Certifying Counterfactual Bias in LLMs
Isha Chaudhary, Qian Hu, Manoj Kumar, Morteza Ziyadi, Rahul Gupta, Gagandeep Singh
TL;DR
The paper addresses the lack of scalable, guaranteed evaluation of counterfactual bias in LLMs by introducing LLMCert-B, a black box certification framework that yields high confidence bounds on the probability of unbiased responses over distributions of counterfactual prompts. It formalizes bias as a relational property across demographic groups and employs probabilistic specifications defined via prompt distributions formed by prefixes, including random, jailbreak based, and embedding space perturbations. Certification relies on sampling from these distributions and using Clopper-Pearson confidence intervals to bound the target probability $\mathcal{C}(\Delta, \mathcal{D}, \mathcal{L})$, with $\mathcal{F}$ as a Bernoulli indicator of bias. Experiments on BOLD and Decoding Trust across multiple models demonstrate that simple prefix distributions can uncover previously unknown vulnerabilities, while random prefixes are less effective, highlighting the importance of adversarial prefix design and alignment quality over model size.

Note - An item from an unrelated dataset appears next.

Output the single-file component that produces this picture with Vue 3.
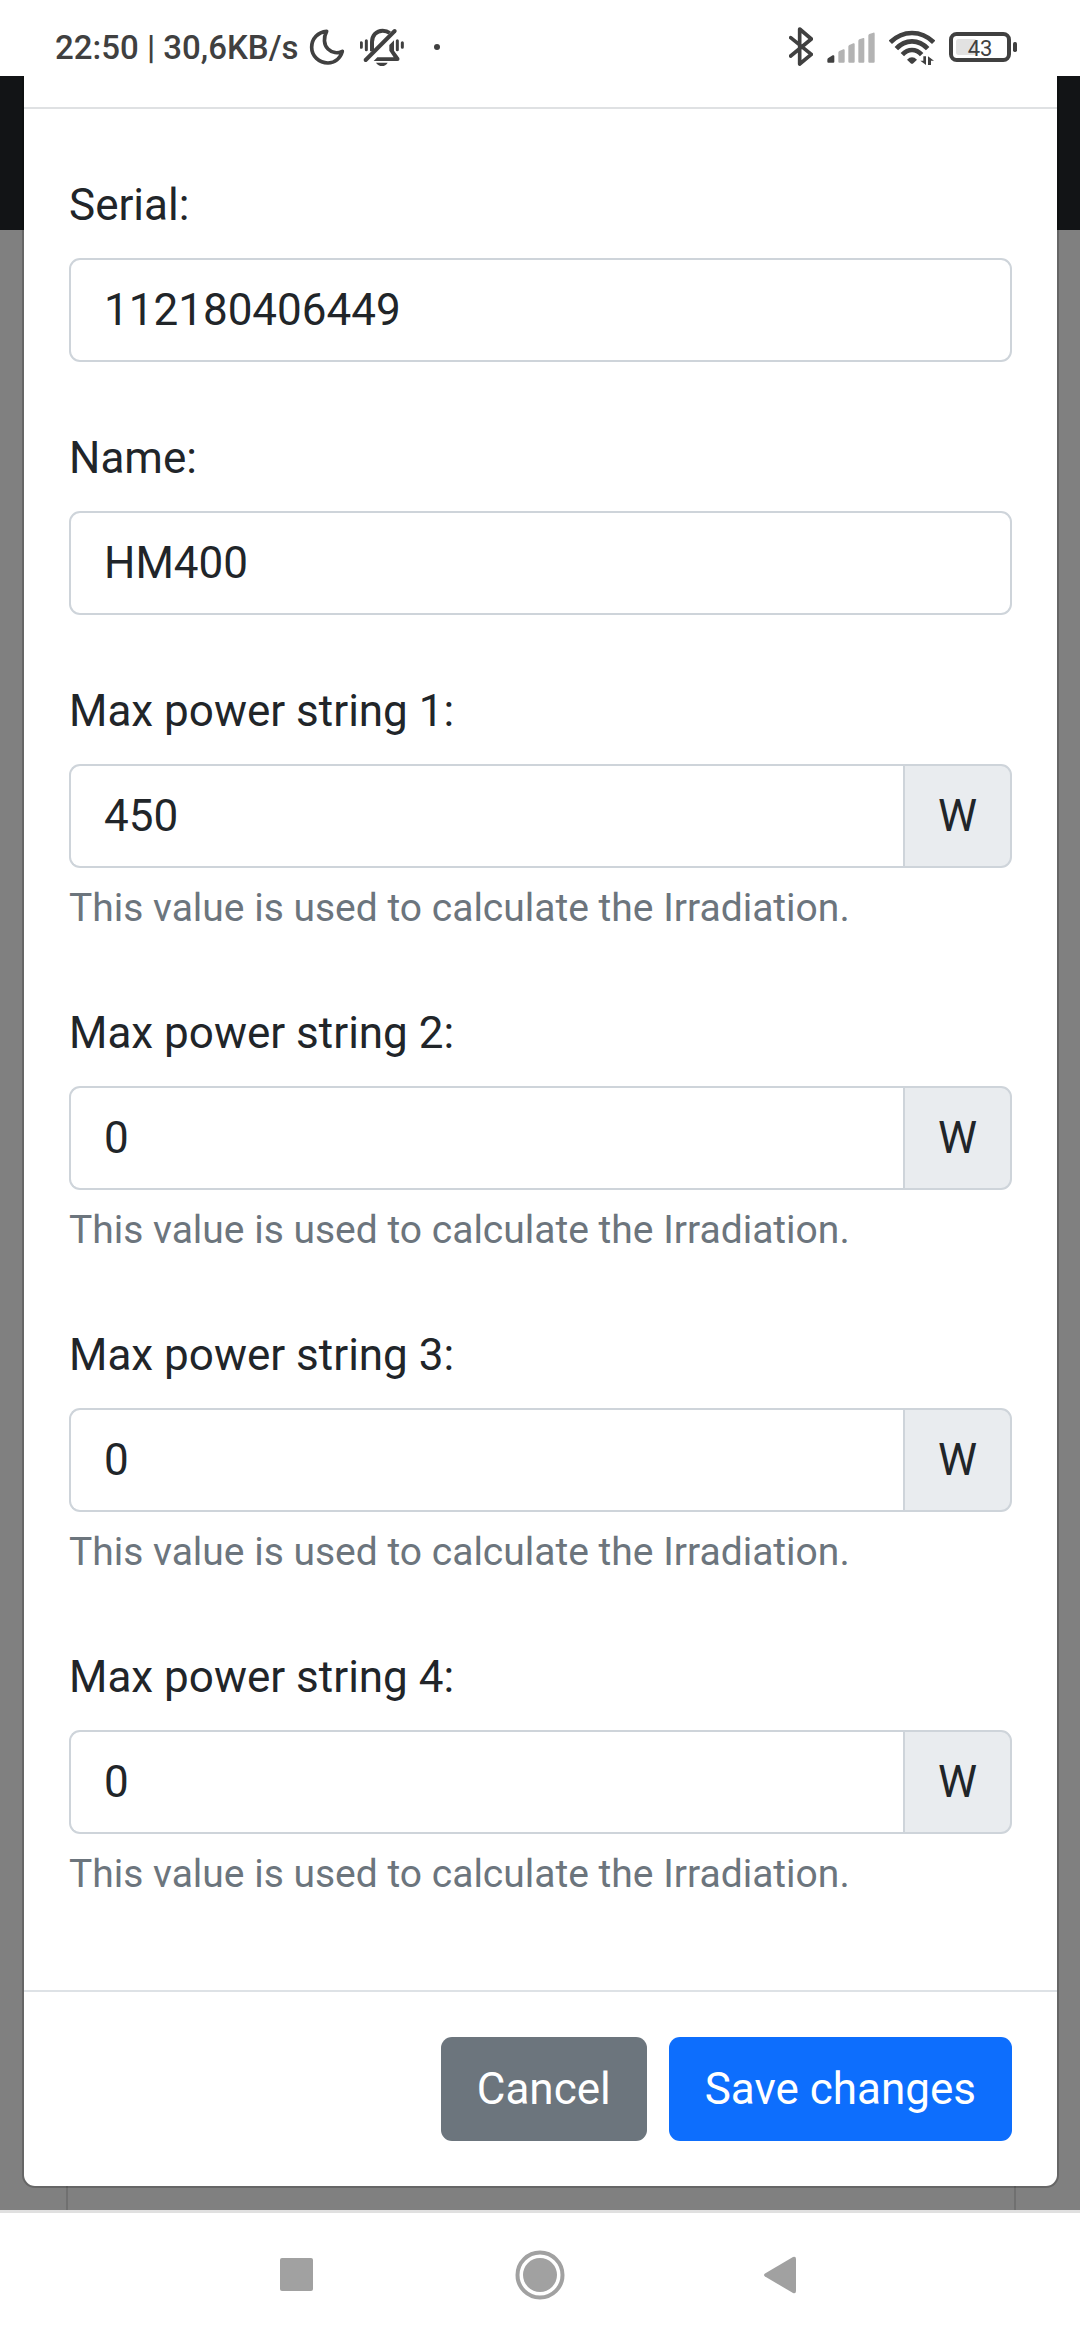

The framework is open source and provides practical guidance for developers to assess and compare bias risk in LLM deployments.
Abstract
Large Language Models (LLMs) can produce biased responses that can cause representational harms. However, conventional studies are insufficient to thoroughly evaluate biases across LLM responses for different demographic groups (a.k.a. counterfactual bias), as they do not scale to large number of inputs and do not provide guarantees. Therefore, we propose the first framework, LLMCert-B that certifies LLMs for counterfactual bias on distributions of prompts. A certificate consists of high-confidence bounds on the probability of unbiased LLM responses for any set of counterfactual prompts - prompts differing by demographic groups, sampled from a distribution. We illustrate counterfactual bias certification for distributions of counterfactual prompts created by applying prefixes sampled from prefix distributions, to a given set of prompts. We consider prefix distributions consisting random token sequences, mixtures of manual jailbreaks, and perturbations of jailbreaks in LLM's embedding space. We generate non-trivial certificates for SOTA LLMs, exposing their vulnerabilities over distributions of prompts generated from computationally inexpensive prefix distributions.